[Do this] Quote the whole listing word for word. Do not include the pictures.

[Given material]

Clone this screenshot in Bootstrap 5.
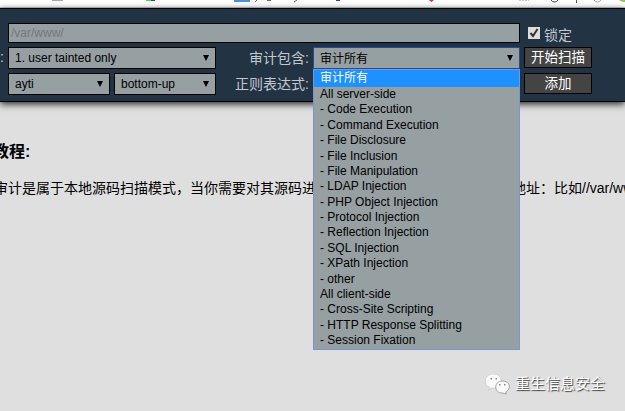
<!DOCTYPE html>
<html lang="zh-CN">
<head>
<meta charset="utf-8">
<title>源码审计</title>
<link href="https://cdn.jsdelivr.net/npm/bootstrap@5.3.0/dist/css/bootstrap.min.css" rel="stylesheet">
<style>
body{width:625px;height:411px;background:#dfdfdf;color:#000;font:14px/20px "Liberation Sans","Noto Sans CJK SC",sans-serif}
.topstrip{height:8px;background:#fff;border-bottom:1px solid #ccc}
.topstrip svg{display:block}
.panel{height:94px;background:#223344;border-top:1px solid #000;border-bottom:1px solid #000;box-shadow:0 2px 7px #222;padding-top:14px;color:#c3c8cc}
.line1{height:20px;margin-left:8px}
.line2{height:22px;margin-top:4px}
.field{background:#969fa2;border:1px solid #000;color:#000;font-size:12px;line-height:20px;height:22px;padding:0 5px 0 6px}
.pathbox{width:512px;height:20px;line-height:18px;color:#74797c;padding-left:2px;font-size:12px}
.lead-mark{width:8px;line-height:20px}
.caption{font-size:14px;line-height:22px}
.row-caption{width:93px;margin-right:4px;text-align:right;white-space:nowrap}
.act{width:68px;height:21px;background:#444;border:1px solid #000;color:#fff;font-size:13.5px;line-height:19px;padding:0;border-radius:0;margin-left:4px}
.focusbox{width:207px;border-color:#254c91}
.focusbox>span{line-height:22px}
.options{top:21px;left:-1px;width:207px;height:281px;background:#969fa2;border:1px solid #7896cf;z-index:5;color:#000;font-size:12px}
.options li{height:15.39px;line-height:15.39px;padding-left:6px;white-space:nowrap}
.options li.picked{height:17px;line-height:17px;background:#1e90ff;color:#fff}
.tick{width:12px;height:12px}
.guide{padding-top:40px}
.guide h1{font-size:16px;line-height:20px;font-weight:700;margin:0 0 16px -7px}
.guide p{font-size:14px;line-height:20px;margin:0 0 0 -6px}
.guide .after{margin-left:196px}
.brand{padding:0 20px 15px 0;color:#fff;font-size:15px;line-height:24px;text-shadow:1px 1px 1px #444}
</style>
<script src="https://cdn.jsdelivr.net/npm/bootstrap@5.3.0/dist/js/bootstrap.bundle.min.js"></script>
</head>
<body class="overflow-hidden d-flex flex-column">
<header class="topstrip flex-shrink-0">
<svg width="625" height="7"><path d="M52 .5h11" stroke="#aaa"/><path d="M146 .5h5" stroke="#3e3"/><path d="M151 .5h4" stroke="#33e"/><path d="M234 0h16v2h-16z" fill="#4e8fdc"/><path d="M255 2l2-2M267 .5h4M294 2l3-2" stroke="#666" fill="none"/><path d="M336 .5h4" stroke="#24b"/><path d="M429 0h5l-2.500 2z" fill="#c33"/><path d="M519 .5h10" stroke="#bdcfbd" stroke-dasharray="2 1"/><path d="M551 0q1 2 3.500 2t3.500-2" fill="none" stroke="#444"/><path d="M576.500 0v3" stroke="#555"/><path d="M594 0q1 2 3.500 2t3.500-2" fill="none" stroke="#aaa"/><path d="M619 0h6v2q-4 0-6-2z" fill="#8c4"/></svg>
</header>
<section class="panel flex-shrink-0">
<div class="line1 d-flex align-items-center"><div class="field pathbox">/var/www/</div>
<svg class="tick ms-2" viewBox="0 0 12 12"><path d="M0 0h12v12H0z" fill="#ddd"/><path d="M2.500 6l2.500 3 4.500-7" fill="none" stroke="#333" stroke-width="2"/></svg><span class="caption ms-1 pt-1">锁定</span></div>
<div class="line2 d-flex"><span class="lead-mark">:</span>
<div class="field d-flex justify-content-between" style="width:208px"><span>1. user tainted only</span><svg width="8" height="20"><path d="M1 7h6l-3 6z"/></svg></div>
<span class="caption row-caption">审计包含:</span>
<div class="field focusbox d-flex justify-content-between position-relative"><span>审计所有</span><svg width="8" height="20"><path d="M1 7h6l-3 6z"/></svg>
<ul class="options position-absolute list-unstyled m-0"><li class="picked">审计所有</li><li>All server-side</li><li>- Code Execution</li><li>- Command Execution</li><li>- File Disclosure</li><li>- File Inclusion</li><li>- File Manipulation</li><li>- LDAP Injection</li><li>- PHP Object Injection</li><li>- Protocol Injection</li><li>- Reflection Injection</li><li>- SQL Injection</li><li>- XPath Injection</li><li>- other</li><li>All client-side</li><li>- Cross-Site Scripting</li><li>- HTTP Response Splitting</li><li>- Session Fixation</li></ul></div>
<button class="act btn">开始扫描</button></div>
<div class="line2 d-flex"><span class="lead-mark"></span>
<div class="field d-flex justify-content-between" style="width:102px"><span>ayti</span><svg width="8" height="20"><path d="M1 7h6l-3 6z"/></svg></div>
<div class="field d-flex justify-content-between" style="width:102px;margin-left:4px"><span>bottom-up</span><svg width="8" height="20"><path d="M1 7h6l-3 6z"/></svg></div>
<span class="caption row-caption">正则表达式:</span><button class="act btn" style="margin-left:211px">添加</button></div>
</section>
<main class="guide text-nowrap"><h1>教程:</h1><p><span>审计是属于本地源码扫描模式，当你需要对其源码进</span><span class="after">地址：比如//var/www/</span></p></main>
<footer class="brand mt-auto d-flex justify-content-end align-items-center"><svg class="me-1" width="26" height="21" viewBox="0 0 25 21"><path d="M8 0C-2 0-2 11 4 13l-1 3 3-2c12 1 13-14 2-14z" fill="#fafafa" stroke="#bbb" stroke-width=".5"/><path d="M17 7c-9 0-9 12 0 12l4 1-1-2c6-3 5-11-3-11z" fill="#fafafa" stroke="#888" stroke-width=".7"/><path d="M5 4h1.500v1.500H5zM10 4h1.500v1.500H10zM13.500 10h1.500v1.500h-1.500zM18.500 10h1.500v1.500h-1.500z" fill="#888"/></svg><span>重生信息安全</span></footer>
</body>
</html>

[Exercise solution]
Clone this screenshot in Bootstrap 5.
<!DOCTYPE html>
<html lang="zh-CN">
<head>
<meta charset="utf-8">
<title>源码审计</title>
<link href="https://cdn.jsdelivr.net/npm/bootstrap@5.3.0/dist/css/bootstrap.min.css" rel="stylesheet">
<style>
body{width:625px;height:411px;background:#dfdfdf;color:#000;font:14px/20px "Liberation Sans","Noto Sans CJK SC",sans-serif}
.topstrip{height:8px;background:#fff;border-bottom:1px solid #ccc}
.topstrip svg{display:block}
.panel{height:94px;background:#223344;border-top:1px solid #000;border-bottom:1px solid #000;box-shadow:0 2px 7px #222;padding-top:14px;color:#c3c8cc}
.line1{height:20px;margin-left:8px}
.line2{height:22px;margin-top:4px}
.field{background:#969fa2;border:1px solid #000;color:#000;font-size:12px;line-height:20px;height:22px;padding:0 5px 0 6px}
.pathbox{width:512px;height:20px;line-height:18px;color:#74797c;padding-left:2px;font-size:12px}
.lead-mark{width:8px;line-height:20px}
.caption{font-size:14px;line-height:22px}
.row-caption{width:93px;margin-right:4px;text-align:right;white-space:nowrap}
.act{width:68px;height:21px;background:#444;border:1px solid #000;color:#fff;font-size:13.5px;line-height:19px;padding:0;border-radius:0;margin-left:4px}
.focusbox{width:207px;border-color:#254c91}
.focusbox>span{line-height:22px}
.options{top:21px;left:-1px;width:207px;height:281px;background:#969fa2;border:1px solid #7896cf;z-index:5;color:#000;font-size:12px}
.options li{height:15.39px;line-height:15.39px;padding-left:6px;white-space:nowrap}
.options li.picked{height:17px;line-height:17px;background:#1e90ff;color:#fff}
.tick{width:12px;height:12px}
.guide{padding-top:40px}
.guide h1{font-size:16px;line-height:20px;font-weight:700;margin:0 0 16px -7px}
.guide p{font-size:14px;line-height:20px;margin:0 0 0 -6px}
.guide .after{margin-left:196px}
.brand{padding:0 20px 15px 0;color:#fff;font-size:15px;line-height:24px;text-shadow:1px 1px 1px #444}
</style>
<script src="https://cdn.jsdelivr.net/npm/bootstrap@5.3.0/dist/js/bootstrap.bundle.min.js"></script>
</head>
<body class="overflow-hidden d-flex flex-column">
<header class="topstrip flex-shrink-0">
<svg width="625" height="7"><path d="M52 .5h11" stroke="#aaa"/><path d="M146 .5h5" stroke="#3e3"/><path d="M151 .5h4" stroke="#33e"/><path d="M234 0h16v2h-16z" fill="#4e8fdc"/><path d="M255 2l2-2M267 .5h4M294 2l3-2" stroke="#666" fill="none"/><path d="M336 .5h4" stroke="#24b"/><path d="M429 0h5l-2.500 2z" fill="#c33"/><path d="M519 .5h10" stroke="#bdcfbd" stroke-dasharray="2 1"/><path d="M551 0q1 2 3.500 2t3.500-2" fill="none" stroke="#444"/><path d="M576.500 0v3" stroke="#555"/><path d="M594 0q1 2 3.500 2t3.500-2" fill="none" stroke="#aaa"/><path d="M619 0h6v2q-4 0-6-2z" fill="#8c4"/></svg>
</header>
<section class="panel flex-shrink-0">
<div class="line1 d-flex align-items-center"><div class="field pathbox">/var/www/</div>
<svg class="tick ms-2" viewBox="0 0 12 12"><path d="M0 0h12v12H0z" fill="#ddd"/><path d="M2.500 6l2.500 3 4.500-7" fill="none" stroke="#333" stroke-width="2"/></svg><span class="caption ms-1 pt-1">锁定</span></div>
<div class="line2 d-flex"><span class="lead-mark">:</span>
<div class="field d-flex justify-content-between" style="width:208px"><span>1. user tainted only</span><svg width="8" height="20"><path d="M1 7h6l-3 6z"/></svg></div>
<span class="caption row-caption">审计包含:</span>
<div class="field focusbox d-flex justify-content-between position-relative"><span>审计所有</span><svg width="8" height="20"><path d="M1 7h6l-3 6z"/></svg>
<ul class="options position-absolute list-unstyled m-0"><li class="picked">审计所有</li><li>All server-side</li><li>- Code Execution</li><li>- Command Execution</li><li>- File Disclosure</li><li>- File Inclusion</li><li>- File Manipulation</li><li>- LDAP Injection</li><li>- PHP Object Injection</li><li>- Protocol Injection</li><li>- Reflection Injection</li><li>- SQL Injection</li><li>- XPath Injection</li><li>- other</li><li>All client-side</li><li>- Cross-Site Scripting</li><li>- HTTP Response Splitting</li><li>- Session Fixation</li></ul></div>
<button class="act btn">开始扫描</button></div>
<div class="line2 d-flex"><span class="lead-mark"></span>
<div class="field d-flex justify-content-between" style="width:102px"><span>ayti</span><svg width="8" height="20"><path d="M1 7h6l-3 6z"/></svg></div>
<div class="field d-flex justify-content-between" style="width:102px;margin-left:4px"><span>bottom-up</span><svg width="8" height="20"><path d="M1 7h6l-3 6z"/></svg></div>
<span class="caption row-caption">正则表达式:</span><button class="act btn" style="margin-left:211px">添加</button></div>
</section>
<main class="guide text-nowrap"><h1>教程:</h1><p><span>审计是属于本地源码扫描模式，当你需要对其源码进</span><span class="after">地址：比如//var/www/</span></p></main>
<footer class="brand mt-auto d-flex justify-content-end align-items-center"><svg class="me-1" width="26" height="21" viewBox="0 0 25 21"><path d="M8 0C-2 0-2 11 4 13l-1 3 3-2c12 1 13-14 2-14z" fill="#fafafa" stroke="#bbb" stroke-width=".5"/><path d="M17 7c-9 0-9 12 0 12l4 1-1-2c6-3 5-11-3-11z" fill="#fafafa" stroke="#888" stroke-width=".7"/><path d="M5 4h1.500v1.500H5zM10 4h1.500v1.500H10zM13.500 10h1.500v1.500h-1.500zM18.500 10h1.500v1.500h-1.500z" fill="#888"/></svg><span>重生信息安全</span></footer>
</body>
</html>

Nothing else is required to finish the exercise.